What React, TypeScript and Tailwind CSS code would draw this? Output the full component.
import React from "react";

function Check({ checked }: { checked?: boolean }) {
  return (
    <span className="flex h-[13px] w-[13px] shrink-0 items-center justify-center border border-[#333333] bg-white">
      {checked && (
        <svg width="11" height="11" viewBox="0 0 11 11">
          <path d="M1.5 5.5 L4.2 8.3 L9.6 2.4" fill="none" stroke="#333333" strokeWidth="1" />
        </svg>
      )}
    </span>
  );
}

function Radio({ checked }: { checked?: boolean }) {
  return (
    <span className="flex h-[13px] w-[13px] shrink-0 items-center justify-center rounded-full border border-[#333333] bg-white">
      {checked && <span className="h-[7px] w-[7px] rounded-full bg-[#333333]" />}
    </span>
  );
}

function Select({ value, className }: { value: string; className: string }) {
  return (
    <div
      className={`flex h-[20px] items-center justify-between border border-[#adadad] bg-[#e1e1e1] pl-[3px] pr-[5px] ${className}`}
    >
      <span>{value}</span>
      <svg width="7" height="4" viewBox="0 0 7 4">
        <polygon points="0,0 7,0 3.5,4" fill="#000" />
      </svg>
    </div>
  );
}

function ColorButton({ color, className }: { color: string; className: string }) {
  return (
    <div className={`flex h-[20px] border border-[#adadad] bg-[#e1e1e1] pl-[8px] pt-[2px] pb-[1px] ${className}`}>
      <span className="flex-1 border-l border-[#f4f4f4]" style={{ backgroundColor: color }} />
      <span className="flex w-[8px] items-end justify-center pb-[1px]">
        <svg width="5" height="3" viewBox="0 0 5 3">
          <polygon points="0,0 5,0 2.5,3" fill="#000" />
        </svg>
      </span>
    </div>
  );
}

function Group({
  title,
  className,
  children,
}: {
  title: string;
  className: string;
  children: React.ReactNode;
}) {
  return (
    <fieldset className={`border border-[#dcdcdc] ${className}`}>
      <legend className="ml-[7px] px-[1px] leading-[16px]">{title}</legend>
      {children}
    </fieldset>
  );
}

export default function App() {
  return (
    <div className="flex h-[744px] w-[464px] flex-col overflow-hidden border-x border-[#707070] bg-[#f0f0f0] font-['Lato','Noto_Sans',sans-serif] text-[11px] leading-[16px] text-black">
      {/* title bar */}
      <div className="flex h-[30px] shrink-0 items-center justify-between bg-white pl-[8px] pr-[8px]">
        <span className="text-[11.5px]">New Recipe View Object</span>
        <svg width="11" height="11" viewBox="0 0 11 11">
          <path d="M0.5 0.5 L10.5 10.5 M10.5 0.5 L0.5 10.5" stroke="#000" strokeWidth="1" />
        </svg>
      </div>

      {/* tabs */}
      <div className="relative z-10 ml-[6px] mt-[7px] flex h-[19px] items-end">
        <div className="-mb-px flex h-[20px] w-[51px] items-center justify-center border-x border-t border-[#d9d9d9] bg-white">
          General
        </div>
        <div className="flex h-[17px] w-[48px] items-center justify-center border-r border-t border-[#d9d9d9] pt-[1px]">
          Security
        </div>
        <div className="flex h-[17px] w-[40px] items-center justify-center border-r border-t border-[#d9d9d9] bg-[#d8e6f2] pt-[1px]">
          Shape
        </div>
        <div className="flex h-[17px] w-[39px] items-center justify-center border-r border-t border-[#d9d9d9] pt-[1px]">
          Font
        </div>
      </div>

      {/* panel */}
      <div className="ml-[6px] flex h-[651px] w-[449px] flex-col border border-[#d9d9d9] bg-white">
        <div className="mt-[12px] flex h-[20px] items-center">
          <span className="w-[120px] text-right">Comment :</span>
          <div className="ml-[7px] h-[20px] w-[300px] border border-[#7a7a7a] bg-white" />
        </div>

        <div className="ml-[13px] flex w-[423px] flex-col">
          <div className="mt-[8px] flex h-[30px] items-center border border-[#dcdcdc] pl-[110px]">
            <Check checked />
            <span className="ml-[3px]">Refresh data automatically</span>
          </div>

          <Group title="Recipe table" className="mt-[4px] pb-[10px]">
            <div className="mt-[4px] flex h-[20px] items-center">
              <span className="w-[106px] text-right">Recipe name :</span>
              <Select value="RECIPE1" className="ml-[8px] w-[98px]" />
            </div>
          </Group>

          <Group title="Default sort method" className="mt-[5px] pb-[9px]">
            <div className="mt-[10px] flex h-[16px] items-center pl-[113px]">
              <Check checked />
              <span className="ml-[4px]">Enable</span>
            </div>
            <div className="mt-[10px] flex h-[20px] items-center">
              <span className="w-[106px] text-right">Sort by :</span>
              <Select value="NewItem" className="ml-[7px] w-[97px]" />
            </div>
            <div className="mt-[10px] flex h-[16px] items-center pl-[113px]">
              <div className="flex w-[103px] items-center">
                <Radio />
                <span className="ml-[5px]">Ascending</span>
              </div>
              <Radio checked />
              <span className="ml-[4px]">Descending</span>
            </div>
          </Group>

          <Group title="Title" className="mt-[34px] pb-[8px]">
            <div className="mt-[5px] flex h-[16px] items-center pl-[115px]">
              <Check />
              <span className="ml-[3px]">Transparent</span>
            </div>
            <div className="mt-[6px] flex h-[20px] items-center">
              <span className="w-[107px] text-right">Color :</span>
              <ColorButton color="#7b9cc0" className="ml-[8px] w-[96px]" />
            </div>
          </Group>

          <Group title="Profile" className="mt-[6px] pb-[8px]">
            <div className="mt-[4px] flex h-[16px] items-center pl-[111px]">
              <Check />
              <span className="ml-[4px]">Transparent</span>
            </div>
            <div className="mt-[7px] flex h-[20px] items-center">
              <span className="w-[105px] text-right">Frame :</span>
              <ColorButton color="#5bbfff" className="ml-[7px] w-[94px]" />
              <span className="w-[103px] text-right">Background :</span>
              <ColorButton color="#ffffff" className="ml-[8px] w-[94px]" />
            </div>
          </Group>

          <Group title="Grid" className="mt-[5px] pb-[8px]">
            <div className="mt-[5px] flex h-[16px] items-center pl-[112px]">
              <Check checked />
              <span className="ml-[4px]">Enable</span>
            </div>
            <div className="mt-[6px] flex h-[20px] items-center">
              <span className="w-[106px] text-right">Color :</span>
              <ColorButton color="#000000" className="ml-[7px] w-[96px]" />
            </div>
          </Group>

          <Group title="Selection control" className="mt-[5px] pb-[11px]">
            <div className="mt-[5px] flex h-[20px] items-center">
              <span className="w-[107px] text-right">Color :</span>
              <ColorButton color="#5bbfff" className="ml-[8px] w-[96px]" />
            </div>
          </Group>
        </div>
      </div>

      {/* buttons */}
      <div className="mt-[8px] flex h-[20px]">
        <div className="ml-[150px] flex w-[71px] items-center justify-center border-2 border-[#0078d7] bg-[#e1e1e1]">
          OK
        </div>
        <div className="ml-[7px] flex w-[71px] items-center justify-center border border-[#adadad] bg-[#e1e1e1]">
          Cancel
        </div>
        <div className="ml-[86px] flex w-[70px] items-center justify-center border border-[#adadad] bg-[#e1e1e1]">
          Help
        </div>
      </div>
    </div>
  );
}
=-=-=-=-=
→ **Exercise**
Nothing in the listing may be changed; retype it all exactly.

→ **Solution to the problem**
What React, TypeScript and Tailwind CSS code would draw this? Output the full component.
import React from "react";

function Check({ checked }: { checked?: boolean }) {
  return (
    <span className="flex h-[13px] w-[13px] shrink-0 items-center justify-center border border-[#333333] bg-white">
      {checked && (
        <svg width="11" height="11" viewBox="0 0 11 11">
          <path d="M1.5 5.5 L4.2 8.3 L9.6 2.4" fill="none" stroke="#333333" strokeWidth="1" />
        </svg>
      )}
    </span>
  );
}

function Radio({ checked }: { checked?: boolean }) {
  return (
    <span className="flex h-[13px] w-[13px] shrink-0 items-center justify-center rounded-full border border-[#333333] bg-white">
      {checked && <span className="h-[7px] w-[7px] rounded-full bg-[#333333]" />}
    </span>
  );
}

function Select({ value, className }: { value: string; className: string }) {
  return (
    <div
      className={`flex h-[20px] items-center justify-between border border-[#adadad] bg-[#e1e1e1] pl-[3px] pr-[5px] ${className}`}
    >
      <span>{value}</span>
      <svg width="7" height="4" viewBox="0 0 7 4">
        <polygon points="0,0 7,0 3.5,4" fill="#000" />
      </svg>
    </div>
  );
}

function ColorButton({ color, className }: { color: string; className: string }) {
  return (
    <div className={`flex h-[20px] border border-[#adadad] bg-[#e1e1e1] pl-[8px] pt-[2px] pb-[1px] ${className}`}>
      <span className="flex-1 border-l border-[#f4f4f4]" style={{ backgroundColor: color }} />
      <span className="flex w-[8px] items-end justify-center pb-[1px]">
        <svg width="5" height="3" viewBox="0 0 5 3">
          <polygon points="0,0 5,0 2.5,3" fill="#000" />
        </svg>
      </span>
    </div>
  );
}

function Group({
  title,
  className,
  children,
}: {
  title: string;
  className: string;
  children: React.ReactNode;
}) {
  return (
    <fieldset className={`border border-[#dcdcdc] ${className}`}>
      <legend className="ml-[7px] px-[1px] leading-[16px]">{title}</legend>
      {children}
    </fieldset>
  );
}

export default function App() {
  return (
    <div className="flex h-[744px] w-[464px] flex-col overflow-hidden border-x border-[#707070] bg-[#f0f0f0] font-['Lato','Noto_Sans',sans-serif] text-[11px] leading-[16px] text-black">
      {/* title bar */}
      <div className="flex h-[30px] shrink-0 items-center justify-between bg-white pl-[8px] pr-[8px]">
        <span className="text-[11.5px]">New Recipe View Object</span>
        <svg width="11" height="11" viewBox="0 0 11 11">
          <path d="M0.5 0.5 L10.5 10.5 M10.5 0.5 L0.5 10.5" stroke="#000" strokeWidth="1" />
        </svg>
      </div>

      {/* tabs */}
      <div className="relative z-10 ml-[6px] mt-[7px] flex h-[19px] items-end">
        <div className="-mb-px flex h-[20px] w-[51px] items-center justify-center border-x border-t border-[#d9d9d9] bg-white">
          General
        </div>
        <div className="flex h-[17px] w-[48px] items-center justify-center border-r border-t border-[#d9d9d9] pt-[1px]">
          Security
        </div>
        <div className="flex h-[17px] w-[40px] items-center justify-center border-r border-t border-[#d9d9d9] bg-[#d8e6f2] pt-[1px]">
          Shape
        </div>
        <div className="flex h-[17px] w-[39px] items-center justify-center border-r border-t border-[#d9d9d9] pt-[1px]">
          Font
        </div>
      </div>

      {/* panel */}
      <div className="ml-[6px] flex h-[651px] w-[449px] flex-col border border-[#d9d9d9] bg-white">
        <div className="mt-[12px] flex h-[20px] items-center">
          <span className="w-[120px] text-right">Comment :</span>
          <div className="ml-[7px] h-[20px] w-[300px] border border-[#7a7a7a] bg-white" />
        </div>

        <div className="ml-[13px] flex w-[423px] flex-col">
          <div className="mt-[8px] flex h-[30px] items-center border border-[#dcdcdc] pl-[110px]">
            <Check checked />
            <span className="ml-[3px]">Refresh data automatically</span>
          </div>

          <Group title="Recipe table" className="mt-[4px] pb-[10px]">
            <div className="mt-[4px] flex h-[20px] items-center">
              <span className="w-[106px] text-right">Recipe name :</span>
              <Select value="RECIPE1" className="ml-[8px] w-[98px]" />
            </div>
          </Group>

          <Group title="Default sort method" className="mt-[5px] pb-[9px]">
            <div className="mt-[10px] flex h-[16px] items-center pl-[113px]">
              <Check checked />
              <span className="ml-[4px]">Enable</span>
            </div>
            <div className="mt-[10px] flex h-[20px] items-center">
              <span className="w-[106px] text-right">Sort by :</span>
              <Select value="NewItem" className="ml-[7px] w-[97px]" />
            </div>
            <div className="mt-[10px] flex h-[16px] items-center pl-[113px]">
              <div className="flex w-[103px] items-center">
                <Radio />
                <span className="ml-[5px]">Ascending</span>
              </div>
              <Radio checked />
              <span className="ml-[4px]">Descending</span>
            </div>
          </Group>

          <Group title="Title" className="mt-[34px] pb-[8px]">
            <div className="mt-[5px] flex h-[16px] items-center pl-[115px]">
              <Check />
              <span className="ml-[3px]">Transparent</span>
            </div>
            <div className="mt-[6px] flex h-[20px] items-center">
              <span className="w-[107px] text-right">Color :</span>
              <ColorButton color="#7b9cc0" className="ml-[8px] w-[96px]" />
            </div>
          </Group>

          <Group title="Profile" className="mt-[6px] pb-[8px]">
            <div className="mt-[4px] flex h-[16px] items-center pl-[111px]">
              <Check />
              <span className="ml-[4px]">Transparent</span>
            </div>
            <div className="mt-[7px] flex h-[20px] items-center">
              <span className="w-[105px] text-right">Frame :</span>
              <ColorButton color="#5bbfff" className="ml-[7px] w-[94px]" />
              <span className="w-[103px] text-right">Background :</span>
              <ColorButton color="#ffffff" className="ml-[8px] w-[94px]" />
            </div>
          </Group>

          <Group title="Grid" className="mt-[5px] pb-[8px]">
            <div className="mt-[5px] flex h-[16px] items-center pl-[112px]">
              <Check checked />
              <span className="ml-[4px]">Enable</span>
            </div>
            <div className="mt-[6px] flex h-[20px] items-center">
              <span className="w-[106px] text-right">Color :</span>
              <ColorButton color="#000000" className="ml-[7px] w-[96px]" />
            </div>
          </Group>

          <Group title="Selection control" className="mt-[5px] pb-[11px]">
            <div className="mt-[5px] flex h-[20px] items-center">
              <span className="w-[107px] text-right">Color :</span>
              <ColorButton color="#5bbfff" className="ml-[8px] w-[96px]" />
            </div>
          </Group>
        </div>
      </div>

      {/* buttons */}
      <div className="mt-[8px] flex h-[20px]">
        <div className="ml-[150px] flex w-[71px] items-center justify-center border-2 border-[#0078d7] bg-[#e1e1e1]">
          OK
        </div>
        <div className="ml-[7px] flex w-[71px] items-center justify-center border border-[#adadad] bg-[#e1e1e1]">
          Cancel
        </div>
        <div className="ml-[86px] flex w-[70px] items-center justify-center border border-[#adadad] bg-[#e1e1e1]">
          Help
        </div>
      </div>
    </div>
  );
}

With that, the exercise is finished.